Understanding Golden Visa Options: How Different Countries Structure Their Residency Pathways
Golden Visa programs attract global interest, yet many people discover that the requirements and structures vary widely from country to country. Greece, Portugal, Spain and the UAE each follow their own logic, shaped by local policies, timelines and eligibility criteria. For anyone researching long-term residency options, understanding how these programs differ can clarify what information truly matters at the early stage. This overview walks through the common elements people compare, the questions they usually ask, and the nuances that often go unnoticed when exploring multiple Golden Visa pathways at once — all without offering guarantees or suggesting outcomes.
Residency-by-investment programs vary widely, but they share a common idea: exchange meaningful, compliant investment for a residence permit and defined rights. Some focus on property or funds, others on business creation or government bonds. Time-to-permit, renewal rules, and the potential route to long-term residence or citizenship differ, and policies evolve. Knowing how these moving parts fit together is essential before committing capital or relocating a family.
key distinctions among major golden visa programs
Programs cluster into a few models. Investment-based residence (for example, fund or property purchases) offers a renewable permit with conditions to maintain the asset. Entrepreneur or job-creation routes require founding or growing a company and employing staff. Some jurisdictions provide long-term or permanent residence from the outset if criteria are met, while others start with a temporary permit that can be renewed. Pathways to citizenship often require multi‑year residence, language proficiency, and integration standards; in other places, the golden visa is a residency tool only, not a direct citizenship bridge.
how eligibility criteria differ across countries
Beyond investment thresholds, authorities scrutinize source of funds, criminal background, and compliance with anti-money‑laundering rules. Many require comprehensive health insurance, clean criminal records for adult applicants, and documented proof of income or assets. Family definitions vary: spouses and dependent children are common; dependent parents or adult children may be possible under additional conditions. Physical presence expectations differ markedly—some programs require minimal days per year, while others expect meaningful residence to maintain status or to qualify for long‑term settlement. Renewal depends on holding the qualifying asset, continued good conduct, and timely filings.
what people usually compare before choosing a pathway
Applicants typically compare five areas. First, investment options and capital at risk: property versus regulated funds, government bonds, or business formation. Second, time to approval and processing predictability. Third, family coverage and intergenerational planning. Fourth, residence obligations and the realistic path—if any—to permanent residence or citizenship, including language and integration steps. Fifth, tax interaction: holding a residence permit does not by itself create tax residency, but spending significant time in a country can; applicants consider local tax rules, double‑tax treaties, and whether their investment generates local taxable income.

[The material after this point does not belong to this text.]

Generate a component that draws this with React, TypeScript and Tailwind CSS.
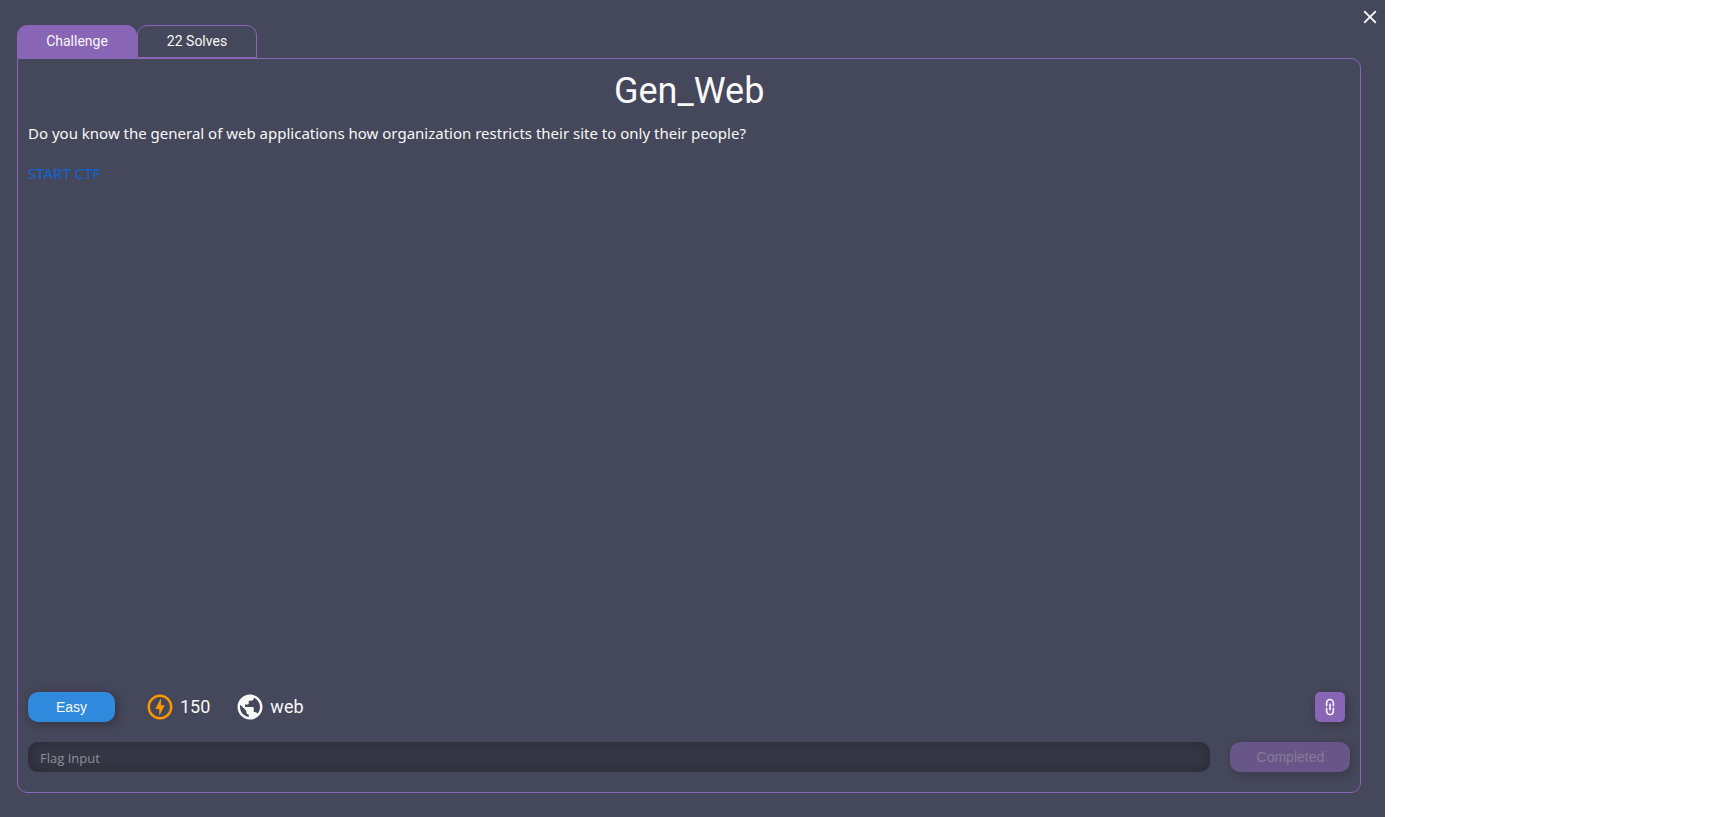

regional factors shaping interest in golden visa options
Regional dynamics influence demand. In Europe, Schengen mobility and education access are key draws, but regulators have tightened rules, shifted away from property-only options, and increased oversight. In the Gulf, programs emphasize long‑term residence linked to investment or professional achievements, supporting business mobility without a citizenship track. In North America, investment immigration prioritizes job creation and rigorous vetting. Macroeconomic cycles, housing market pressures, and policy goals—such as stimulating innovation funds or balancing real‑estate demand—shape investment thresholds, qualifying assets, and renewal conditions across regions.
Below is a high‑level, fact‑based comparison of selected residency‑by‑investment options. Figures are indicative and policy frameworks can change; detailed legal guidance is essential.

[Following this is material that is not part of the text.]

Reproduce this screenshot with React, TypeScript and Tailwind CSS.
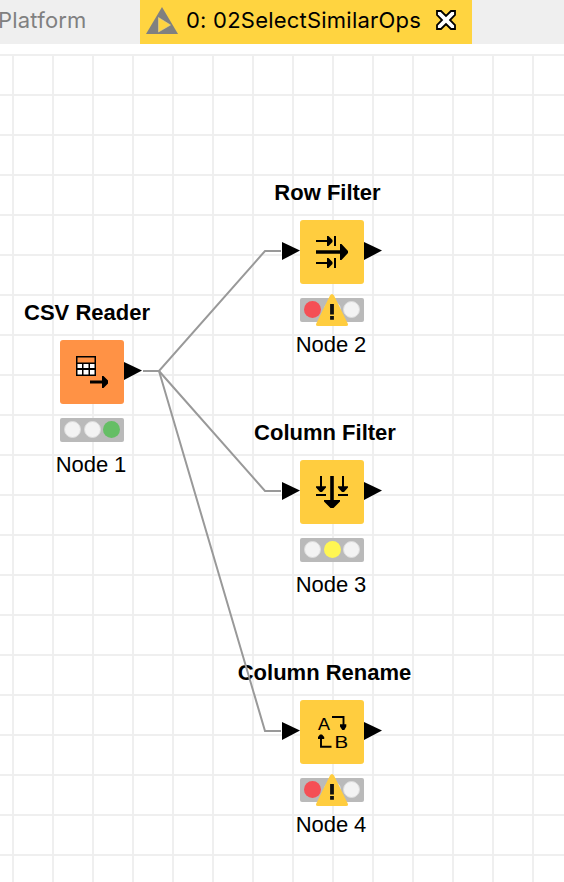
import type { ReactNode } from "react";

type Light = "red" | "yellow" | "green";

type FlowNode = {
  id: string;
  title: string;
  label: string;
  place: string;
  titleShift: string;
  color: string;
  active: Light;
  warning?: boolean;
  input?: boolean;
  icon: ReactNode;
};

const CsvIcon = (
  <>
    <path d="M16 16h20v20h-20z" fill="#000" />
    <path d="M17.5 17.5h17v5h-17z" fill="#ff9245" />
    <path
      d="M17.5 24h4.5v4h-4.5zM23.5 24h5v4h-5zM30 24h4.5v4h-4.5zM17.5 30h4.5v4.5h-4.5zM23.5 30h5v4.5h-5zM30 30h4.5v4.5h-4.5z"
      fill="#fff"
    />
    <path d="M30 40.5h12V36h1.5L48 40.5v3L43.5 48H42v-4.5H30z" fill="#000" />
  </>
);

const RowFilterIcon = (
  <>
    <path d="M16 21h13M16 43h13" stroke="#000" strokeWidth="2" />
    <path d="M27 16h1.5l4 4v2l-4 4H27zM27 38h1.5l4 4v2l-4 4H27z" />
    <path d="M34 16h2v10h-2zM34 38h2v10h-2z" />
    <path d="M16 30.3h24V24h1.5l6.5 7v2l-6.5 7H40v-6.2H16z" />
  </>
);

const ColumnFilterIcon = (
  <>
    <path d="M21 16v12M43 16v12" stroke="#000" strokeWidth="2" />
    <path d="M16 26.3h10v1.2L22 32h-2l-4-4.5zM38 26.3h10v1.2L44 32h-2l-4-4.5z" />
    <path d="M16 34h10v2H16zM38 34h10v2H38z" />
    <path d="M30.2 16h3.6v24H40v1.5L33.5 48h-3L24 41.5V40h6.2z" />
  </>
);

const ColumnRenameIcon = (
  <>
    <text x="17.6" y="30" fontSize="16.5" textLength="13" lengthAdjust="spacingAndGlyphs" fontFamily="Inter, sans-serif" fontWeight="400">
      A
    </text>
    <text x="34.2" y="47.6" fontSize="16" textLength="14" lengthAdjust="spacingAndGlyphs" fontFamily="Inter, sans-serif" fontWeight="400">
      B
    </text>
    <path d="M32 17h11.5v9M31.5 46.8H21V38" fill="none" stroke="#000" strokeWidth="1.9" />
    <path d="M40 24.2h6.3v2.3L44.3 30h-2l-2.3-3.5zM18 39v-2l2-2.5h2l2.2 2.5v2z" />
  </>
);

const nodes: FlowNode[] = [
  { id: "1", title: "CSV Reader", label: "Node 1", place: "left-[60px] top-[255px]", titleShift: "mr-[10px]", color: "bg-[#ff9245]", active: "green", icon: CsvIcon },
  { id: "2", title: "Row Filter", label: "Node 2", place: "left-[300px] top-[135px]", titleShift: "mr-[9px]", color: "bg-[#ffcd3f]", active: "red", warning: true, input: true, icon: RowFilterIcon },
  { id: "3", title: "Column Filter", label: "Node 3", place: "left-[300px] top-[375px]", titleShift: "mr-[14px]", color: "bg-[#ffcd3f]", active: "yellow", input: true, icon: ColumnFilterIcon },
  { id: "4", title: "Column Rename", label: "Node 4", place: "left-[300px] top-[615px]", titleShift: "mr-[15px]", color: "bg-[#ffcd3f]", active: "red", warning: true, input: true, icon: ColumnRenameIcon },
];

const lightFill: Record<Light, string> = {
  red: "bg-[#f54f55]",
  yellow: "bg-[#fff652]",
  green: "bg-[#65be65]",
};

function StatusLights({ active, warning }: { active: Light; warning?: boolean }) {
  return (
    <div className="relative mt-[14px] flex h-6 w-16 shrink-0 items-start gap-[2.7px] rounded-[2px] bg-[#bababa] pt-[3.2px] pl-[4px]">
      {(["red", "yellow", "green"] as Light[]).map((light) => (
        <span
          key={light}
          className={`size-[17px] rounded-full ${light === active ? lightFill[light] : "border border-[#dcdcdc] bg-[#f3f3f3]"}`}
        />
      ))}
      {warning && (
        <svg className="absolute -top-[4px] left-4 size-8" viewBox="0 0 32 32">
          <path d="M14 1.5Q16-1.5 18 1.5L31.5 29Q33 32 30 32H2Q-1 32 .5 29z" fill="#ffcd3f" />
          <path d="M14.1 10h3.8v10.6h-3.8zM14.1 22h3.8v3.8h-3.8z" fill="#111" />
        </svg>
      )}
    </div>
  );
}

function Port({ className }: { className: string }) {
  return (
    <svg className={`absolute top-[22px] h-[18px] w-[18px] ${className}`} viewBox="0 0 18 18">
      <path d="M0 0L18 8.6L0 18z" />
    </svg>
  );
}

function WorkflowNode({ node }: { node: FlowNode }) {
  return (
    <div className={`absolute flex w-16 flex-col items-center ${node.place}`}>
      <div className={`h-7 whitespace-nowrap text-[22px] leading-7 font-bold ${node.titleShift}`}>{node.title}</div>
      <div className={`relative mt-[13px] size-16 shrink-0 rounded-[3px] ${node.color}`}>
        <svg className="size-16" viewBox="0 0 64 64">
          {node.icon}
        </svg>
        {node.input && <Port className="-left-[18px]" />}
        <Port className="left-16" />
      </div>
      <StatusLights active={node.active} warning={node.warning} />
      <div className="mt-[9px] mr-[2px] h-7 whitespace-nowrap text-[22px] leading-7 tracking-[-0.1px]">{node.label}</div>
    </div>
  );
}

function TabBar() {
  return (
    <header className="flex h-11 shrink-0 bg-[#efefef] font-['Inter',sans-serif] text-[22px] leading-10">
      <div className="w-[140px] shrink-0 text-[#808080]">
        <span className="-ml-[2px] tracking-[0.2px]">Platform</span>
      </div>
      <div className="flex w-[332px] shrink-0 bg-[#ffd440] pl-[6px]">
        <svg className="mt-[7px] h-[27px] w-8 shrink-0" viewBox="0 0 32 27">
          <path d="M16 0L32 27H0z" fill="#808080" />
          <path d="M12.5 10.5L24.5 18L12.5 25z" fill="#ffd440" stroke="#ead386" strokeWidth="0.6" />
        </svg>
        <span className="ml-2 w-[250px] shrink-0 whitespace-nowrap tracking-[0.22px]">0: 02SelectSimilarOps</span>
        <svg className="mt-[10px] size-5 shrink-0" viewBox="0 0 20 20">
          <path d="M1 1h4l5 5 5-5h4v4l-5 5 5 5v4h-4l-5-5-5 5H1v-4l5-5-5-5z" fill="#fff" stroke="#000" strokeWidth="1.8" />
        </svg>
      </div>
    </header>
  );
}

export default function App() {
  return (
    <div className="flex h-[882px] w-[564px] flex-col overflow-hidden bg-white font-['Liberation_Sans',Arial,sans-serif] text-black">
      <TabBar />
      <main className="relative flex-1 pt-[10px]">
        <div className="h-full bg-[linear-gradient(#efefef_2px,transparent_2px),linear-gradient(90deg,#efefef_2px,transparent_2px)] bg-[size:40px_40px] bg-[position:0_0,12px_0]" />
        {nodes.map((node) => (
          <WorkflowNode key={node.id} node={node} />
        ))}
        <svg className="pointer-events-none absolute inset-0" width="564" height="838" viewBox="0 44 564 838">
          <g fill="none" stroke="#999" strokeWidth="2">
            <path d="M143 371H159L265 251H281" />
            <path d="M159 371L265 491H281" />
            <path d="M159 371L265 731H281" />
          </g>
        </svg>
      </main>
    </div>
  );
}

| Product/Service Name | Provider | Key Features | Cost Estimation |
|---|---|---|---|
| Residence by Investment (Fund Route) | Portugal | Qualifying regulated investment fund; low annual stay requirement; potential citizenship after multi‑year residence subject to language/integration rules | €500,000+ fund subscription; gov/legal fees extra |
| Property‑Linked Residence Permit | Greece | Permanent residence renewable while holding property; no minimum stay to maintain; citizenship requires long‑term residence and integration | ~€250,000–€800,000 depending on municipality and rules in force; fees/taxes extra |
| Investor Residence (Financial Assets/Business) | Spain | Focus on business projects or financial assets; property routes have been curtailed; family reunification available | Commonly cited thresholds include €1,000,000 in shares/deposits or €2,000,000 in government bonds; subject to policy changes |
| 10‑Year Long‑Term Residence | United Arab Emirates | Long‑term permit; property or investment options; professional achievement routes also exist | Typically AED 2,000,000+ qualifying property or equivalent investment; government fees apply |
| Permanent Residence Programme (MPRP) | Malta | Permanent residence via contribution plus property purchase or rental; due diligence required | Contribution ~€68,000–€98,000 plus property purchase (~€300k–€350k) or rent (~€10k–€12k/yr) and fees |
| EB‑5 Immigrant Investor Program | United States | Residence leading to permanent status; job creation via new or existing enterprises | US$800,000 in targeted employment areas or US$1,050,000 elsewhere, plus fees |
Prices, rates, or cost estimates mentioned in this article are based on the latest available information but may change over time. Independent research is advised before making financial decisions.
Conclusion
Selecting a residency‑by‑investment pathway involves balancing mobility goals, family needs, and risk tolerance against evolving regulations. Clear distinctions exist among models—financial investment, entrepreneurship, and long‑term residence without citizenship intent—and eligibility rules differ on due diligence, stay requirements, and family inclusion. Comparisons usually center on investment type and size, processing reliability, residence obligations, and tax interaction. Regional priorities also shape thresholds and benefits, from Europe’s mobility focus to the Gulf’s long‑term residence model and North America’s job‑creation lens. Careful, current, jurisdiction‑specific advice helps align expectations with what each program can realistically deliver.